## Entries supplied
—————

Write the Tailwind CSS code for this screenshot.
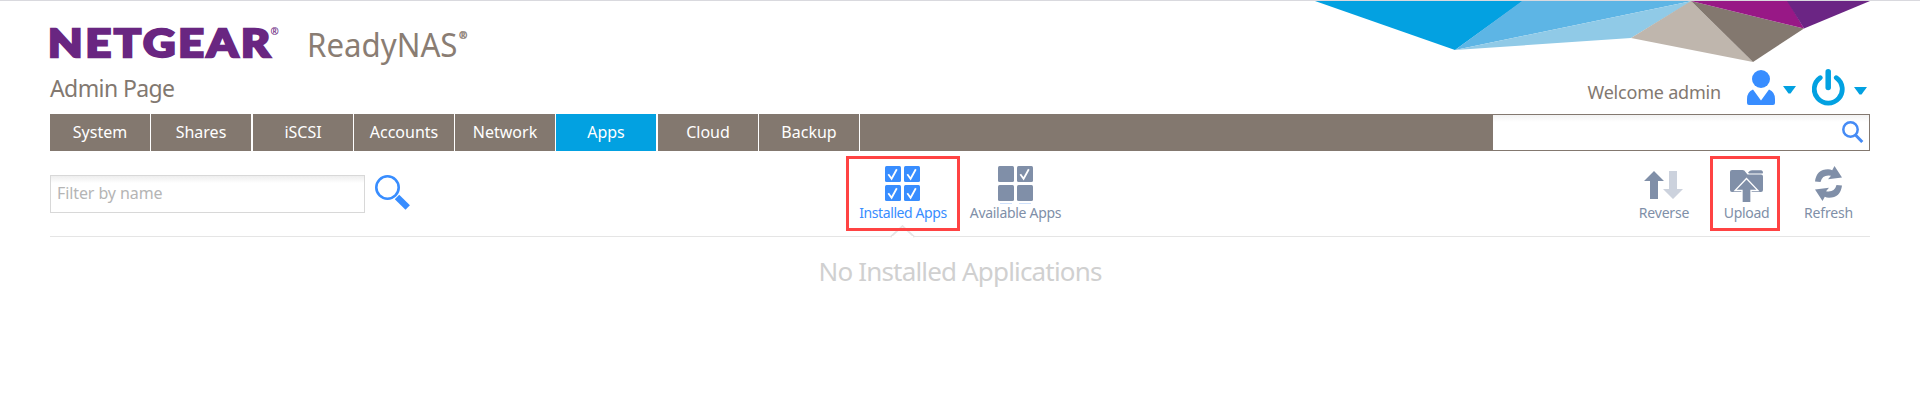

—————

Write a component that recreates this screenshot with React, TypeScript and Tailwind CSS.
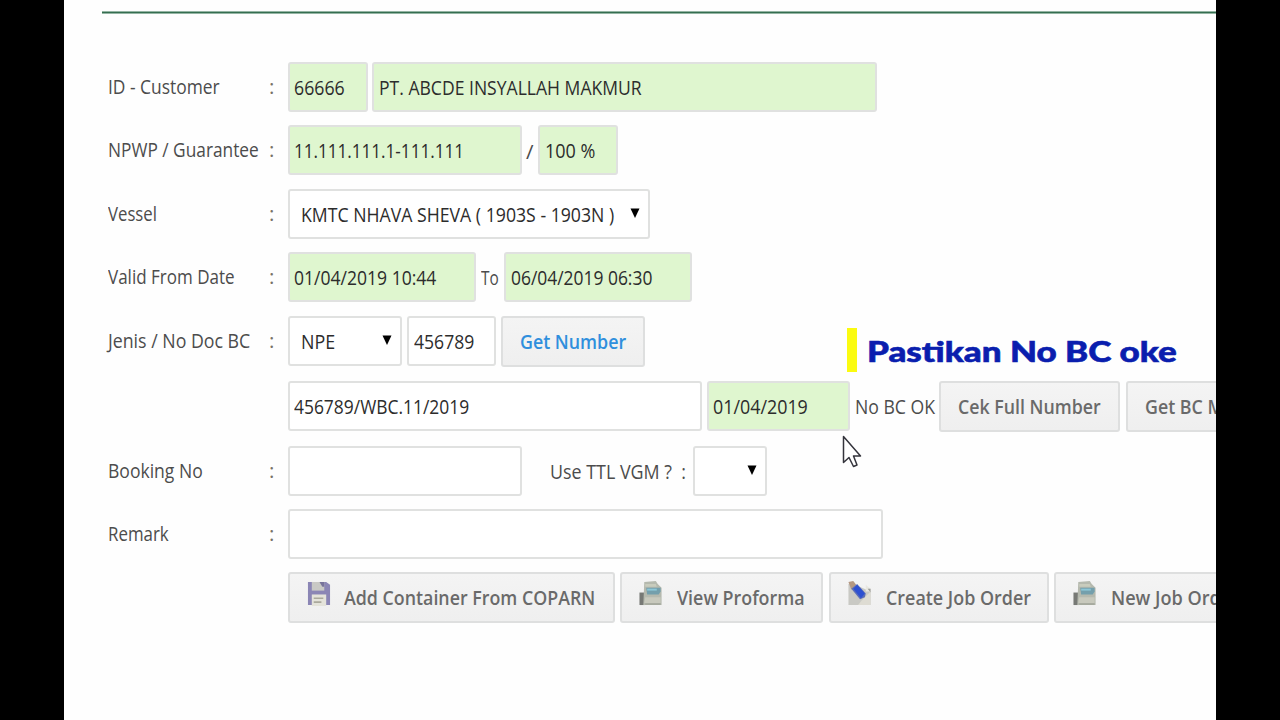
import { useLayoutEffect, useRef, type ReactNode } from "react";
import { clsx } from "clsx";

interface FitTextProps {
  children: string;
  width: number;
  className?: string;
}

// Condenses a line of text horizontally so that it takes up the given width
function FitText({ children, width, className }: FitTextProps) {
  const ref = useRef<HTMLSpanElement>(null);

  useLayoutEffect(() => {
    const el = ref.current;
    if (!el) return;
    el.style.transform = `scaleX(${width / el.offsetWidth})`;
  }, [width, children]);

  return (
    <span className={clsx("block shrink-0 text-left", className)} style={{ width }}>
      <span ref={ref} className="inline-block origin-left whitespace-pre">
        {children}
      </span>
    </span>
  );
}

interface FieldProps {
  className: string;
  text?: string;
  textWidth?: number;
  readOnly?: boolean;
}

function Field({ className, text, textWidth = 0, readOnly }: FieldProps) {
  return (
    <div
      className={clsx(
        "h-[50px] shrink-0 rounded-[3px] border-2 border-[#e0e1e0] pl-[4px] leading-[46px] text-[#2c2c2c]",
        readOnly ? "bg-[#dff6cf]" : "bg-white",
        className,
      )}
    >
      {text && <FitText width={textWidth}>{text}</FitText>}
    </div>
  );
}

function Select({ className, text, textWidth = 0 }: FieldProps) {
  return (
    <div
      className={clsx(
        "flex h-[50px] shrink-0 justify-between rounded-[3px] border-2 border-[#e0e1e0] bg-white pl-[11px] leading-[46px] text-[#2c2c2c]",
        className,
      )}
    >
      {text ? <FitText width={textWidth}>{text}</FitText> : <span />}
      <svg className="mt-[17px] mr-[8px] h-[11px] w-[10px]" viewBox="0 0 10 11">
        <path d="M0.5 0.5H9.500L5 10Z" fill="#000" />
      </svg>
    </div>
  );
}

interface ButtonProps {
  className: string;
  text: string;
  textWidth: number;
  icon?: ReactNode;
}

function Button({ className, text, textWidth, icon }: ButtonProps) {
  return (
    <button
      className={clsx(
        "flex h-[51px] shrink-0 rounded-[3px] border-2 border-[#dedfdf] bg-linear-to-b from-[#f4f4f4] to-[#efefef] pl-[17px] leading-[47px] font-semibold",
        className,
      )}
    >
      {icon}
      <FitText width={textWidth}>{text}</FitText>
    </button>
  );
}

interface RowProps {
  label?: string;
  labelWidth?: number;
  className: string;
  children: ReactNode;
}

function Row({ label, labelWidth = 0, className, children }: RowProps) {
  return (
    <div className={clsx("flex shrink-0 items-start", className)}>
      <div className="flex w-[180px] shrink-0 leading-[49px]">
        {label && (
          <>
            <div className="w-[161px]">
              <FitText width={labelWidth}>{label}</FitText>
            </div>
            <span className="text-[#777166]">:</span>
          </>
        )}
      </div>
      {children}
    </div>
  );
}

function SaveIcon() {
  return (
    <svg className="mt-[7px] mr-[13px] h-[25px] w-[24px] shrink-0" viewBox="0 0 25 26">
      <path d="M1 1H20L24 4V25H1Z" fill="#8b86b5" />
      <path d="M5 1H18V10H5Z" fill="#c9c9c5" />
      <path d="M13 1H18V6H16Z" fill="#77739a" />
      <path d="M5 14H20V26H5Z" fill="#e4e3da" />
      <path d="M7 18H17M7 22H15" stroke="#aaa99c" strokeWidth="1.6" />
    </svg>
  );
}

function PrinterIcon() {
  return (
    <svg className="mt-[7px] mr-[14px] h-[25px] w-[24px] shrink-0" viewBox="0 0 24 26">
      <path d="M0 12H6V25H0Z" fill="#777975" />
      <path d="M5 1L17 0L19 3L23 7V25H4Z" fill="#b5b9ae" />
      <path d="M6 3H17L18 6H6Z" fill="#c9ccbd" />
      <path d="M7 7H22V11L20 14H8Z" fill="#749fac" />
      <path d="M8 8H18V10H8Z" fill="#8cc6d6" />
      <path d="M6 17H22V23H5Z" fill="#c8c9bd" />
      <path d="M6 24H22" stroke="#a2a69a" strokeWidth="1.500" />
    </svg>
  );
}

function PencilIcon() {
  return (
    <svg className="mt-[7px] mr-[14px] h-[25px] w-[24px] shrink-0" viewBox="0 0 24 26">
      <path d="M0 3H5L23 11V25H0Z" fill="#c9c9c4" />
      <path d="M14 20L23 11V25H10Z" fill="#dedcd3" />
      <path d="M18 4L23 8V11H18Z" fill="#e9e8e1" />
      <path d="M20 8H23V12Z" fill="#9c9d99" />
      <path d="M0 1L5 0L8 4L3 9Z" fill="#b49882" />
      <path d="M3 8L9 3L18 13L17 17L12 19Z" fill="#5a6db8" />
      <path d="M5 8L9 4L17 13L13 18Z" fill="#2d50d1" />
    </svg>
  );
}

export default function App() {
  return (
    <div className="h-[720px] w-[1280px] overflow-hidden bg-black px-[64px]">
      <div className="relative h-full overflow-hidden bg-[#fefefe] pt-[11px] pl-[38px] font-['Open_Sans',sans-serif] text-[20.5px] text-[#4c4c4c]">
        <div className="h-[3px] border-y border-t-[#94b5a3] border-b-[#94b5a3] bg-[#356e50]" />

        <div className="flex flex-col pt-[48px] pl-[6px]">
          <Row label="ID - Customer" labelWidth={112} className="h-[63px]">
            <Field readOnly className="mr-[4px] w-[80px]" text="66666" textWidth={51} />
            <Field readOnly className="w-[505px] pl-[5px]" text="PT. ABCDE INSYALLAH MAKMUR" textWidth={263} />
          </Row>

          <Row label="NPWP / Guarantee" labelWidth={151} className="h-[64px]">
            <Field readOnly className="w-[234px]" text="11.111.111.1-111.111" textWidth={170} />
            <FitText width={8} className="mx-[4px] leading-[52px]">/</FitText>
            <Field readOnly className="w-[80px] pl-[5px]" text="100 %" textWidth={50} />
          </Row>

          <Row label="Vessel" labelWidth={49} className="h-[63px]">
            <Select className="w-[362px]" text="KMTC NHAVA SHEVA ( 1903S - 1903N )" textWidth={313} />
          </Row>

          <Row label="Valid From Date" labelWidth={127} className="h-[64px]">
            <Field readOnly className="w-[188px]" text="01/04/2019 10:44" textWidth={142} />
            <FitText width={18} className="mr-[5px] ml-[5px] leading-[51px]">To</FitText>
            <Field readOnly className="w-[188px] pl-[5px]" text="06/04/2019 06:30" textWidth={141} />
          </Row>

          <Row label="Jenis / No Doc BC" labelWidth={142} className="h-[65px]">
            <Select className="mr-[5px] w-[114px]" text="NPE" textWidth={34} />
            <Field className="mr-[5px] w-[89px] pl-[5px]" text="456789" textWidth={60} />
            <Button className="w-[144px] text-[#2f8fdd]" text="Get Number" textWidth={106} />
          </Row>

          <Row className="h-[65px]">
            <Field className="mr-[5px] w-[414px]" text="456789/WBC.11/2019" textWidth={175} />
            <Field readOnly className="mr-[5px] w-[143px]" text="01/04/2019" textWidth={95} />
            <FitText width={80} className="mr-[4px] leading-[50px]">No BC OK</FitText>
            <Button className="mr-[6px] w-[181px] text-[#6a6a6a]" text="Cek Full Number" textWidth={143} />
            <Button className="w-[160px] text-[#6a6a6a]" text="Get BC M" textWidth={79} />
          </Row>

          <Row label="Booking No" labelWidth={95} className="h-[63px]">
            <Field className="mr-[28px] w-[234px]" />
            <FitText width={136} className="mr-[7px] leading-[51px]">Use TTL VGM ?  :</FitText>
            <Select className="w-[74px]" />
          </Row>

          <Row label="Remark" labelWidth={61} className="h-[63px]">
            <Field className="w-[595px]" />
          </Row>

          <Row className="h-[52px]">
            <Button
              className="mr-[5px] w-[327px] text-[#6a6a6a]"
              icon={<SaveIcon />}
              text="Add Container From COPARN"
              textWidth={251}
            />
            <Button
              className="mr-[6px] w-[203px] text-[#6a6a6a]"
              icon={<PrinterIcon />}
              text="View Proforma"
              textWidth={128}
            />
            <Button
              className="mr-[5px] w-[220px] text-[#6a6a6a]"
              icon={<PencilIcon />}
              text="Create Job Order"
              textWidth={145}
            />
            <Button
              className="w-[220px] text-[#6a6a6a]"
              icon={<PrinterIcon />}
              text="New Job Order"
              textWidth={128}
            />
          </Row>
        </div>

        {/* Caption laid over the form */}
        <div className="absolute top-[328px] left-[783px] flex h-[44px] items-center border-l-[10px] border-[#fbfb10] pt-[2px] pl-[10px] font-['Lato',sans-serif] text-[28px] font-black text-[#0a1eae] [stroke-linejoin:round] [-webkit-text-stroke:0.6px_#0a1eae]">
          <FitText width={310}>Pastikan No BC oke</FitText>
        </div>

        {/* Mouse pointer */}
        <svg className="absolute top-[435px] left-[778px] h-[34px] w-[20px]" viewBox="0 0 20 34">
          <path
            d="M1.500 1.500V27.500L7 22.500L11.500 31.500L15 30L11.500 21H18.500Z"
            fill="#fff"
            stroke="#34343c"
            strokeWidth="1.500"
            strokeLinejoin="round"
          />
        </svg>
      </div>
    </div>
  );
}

—————

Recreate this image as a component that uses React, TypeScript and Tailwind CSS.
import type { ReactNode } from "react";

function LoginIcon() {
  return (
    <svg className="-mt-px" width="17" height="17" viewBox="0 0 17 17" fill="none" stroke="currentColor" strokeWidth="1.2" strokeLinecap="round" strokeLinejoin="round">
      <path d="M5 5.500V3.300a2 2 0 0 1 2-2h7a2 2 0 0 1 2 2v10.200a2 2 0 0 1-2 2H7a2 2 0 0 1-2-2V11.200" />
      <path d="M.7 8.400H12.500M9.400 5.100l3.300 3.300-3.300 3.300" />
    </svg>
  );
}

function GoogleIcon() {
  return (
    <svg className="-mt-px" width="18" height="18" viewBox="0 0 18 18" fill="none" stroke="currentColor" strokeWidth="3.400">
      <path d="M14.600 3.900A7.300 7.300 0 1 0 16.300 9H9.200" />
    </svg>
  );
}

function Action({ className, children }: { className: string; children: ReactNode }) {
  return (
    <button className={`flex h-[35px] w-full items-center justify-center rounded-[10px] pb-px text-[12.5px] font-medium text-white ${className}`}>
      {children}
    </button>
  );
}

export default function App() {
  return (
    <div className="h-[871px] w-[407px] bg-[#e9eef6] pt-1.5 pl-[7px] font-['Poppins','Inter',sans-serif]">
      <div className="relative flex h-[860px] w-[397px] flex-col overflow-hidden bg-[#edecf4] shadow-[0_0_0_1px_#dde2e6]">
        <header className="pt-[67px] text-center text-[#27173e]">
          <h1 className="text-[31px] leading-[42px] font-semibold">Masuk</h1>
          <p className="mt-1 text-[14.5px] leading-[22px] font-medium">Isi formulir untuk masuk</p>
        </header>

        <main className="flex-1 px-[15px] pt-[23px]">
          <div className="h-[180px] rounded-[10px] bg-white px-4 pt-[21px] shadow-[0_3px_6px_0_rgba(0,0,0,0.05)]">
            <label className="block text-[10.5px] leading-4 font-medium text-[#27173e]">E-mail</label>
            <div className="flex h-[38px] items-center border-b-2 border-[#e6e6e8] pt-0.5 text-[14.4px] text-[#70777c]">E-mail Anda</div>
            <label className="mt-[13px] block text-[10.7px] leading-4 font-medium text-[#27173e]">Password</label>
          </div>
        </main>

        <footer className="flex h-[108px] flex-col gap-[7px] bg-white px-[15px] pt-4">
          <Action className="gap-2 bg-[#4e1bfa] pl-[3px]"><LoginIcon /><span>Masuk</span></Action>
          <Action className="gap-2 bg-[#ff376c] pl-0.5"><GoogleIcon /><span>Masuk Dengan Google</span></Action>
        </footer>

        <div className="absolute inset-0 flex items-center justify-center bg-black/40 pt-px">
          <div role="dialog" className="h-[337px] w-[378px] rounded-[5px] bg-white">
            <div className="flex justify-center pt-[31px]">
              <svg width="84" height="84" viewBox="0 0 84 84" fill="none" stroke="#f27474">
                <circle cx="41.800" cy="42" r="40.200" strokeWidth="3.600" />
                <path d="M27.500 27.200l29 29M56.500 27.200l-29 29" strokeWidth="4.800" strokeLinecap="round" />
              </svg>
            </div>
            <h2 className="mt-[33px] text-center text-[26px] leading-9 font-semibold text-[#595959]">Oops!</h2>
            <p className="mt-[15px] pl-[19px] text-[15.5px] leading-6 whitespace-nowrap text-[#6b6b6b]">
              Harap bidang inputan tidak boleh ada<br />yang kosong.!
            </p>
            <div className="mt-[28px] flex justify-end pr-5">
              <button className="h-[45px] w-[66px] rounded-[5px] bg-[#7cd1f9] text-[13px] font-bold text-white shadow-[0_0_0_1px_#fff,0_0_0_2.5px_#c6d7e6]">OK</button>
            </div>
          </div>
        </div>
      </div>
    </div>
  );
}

—————

## Task brief
Isolate the lines above that contain the word "this" and copy them.

## Written reply
Write the Tailwind CSS code for this screenshot.
Write a component that recreates this screenshot with React, TypeScript and Tailwind CSS.
Recreate this image as a component that uses React, TypeScript and Tailwind CSS.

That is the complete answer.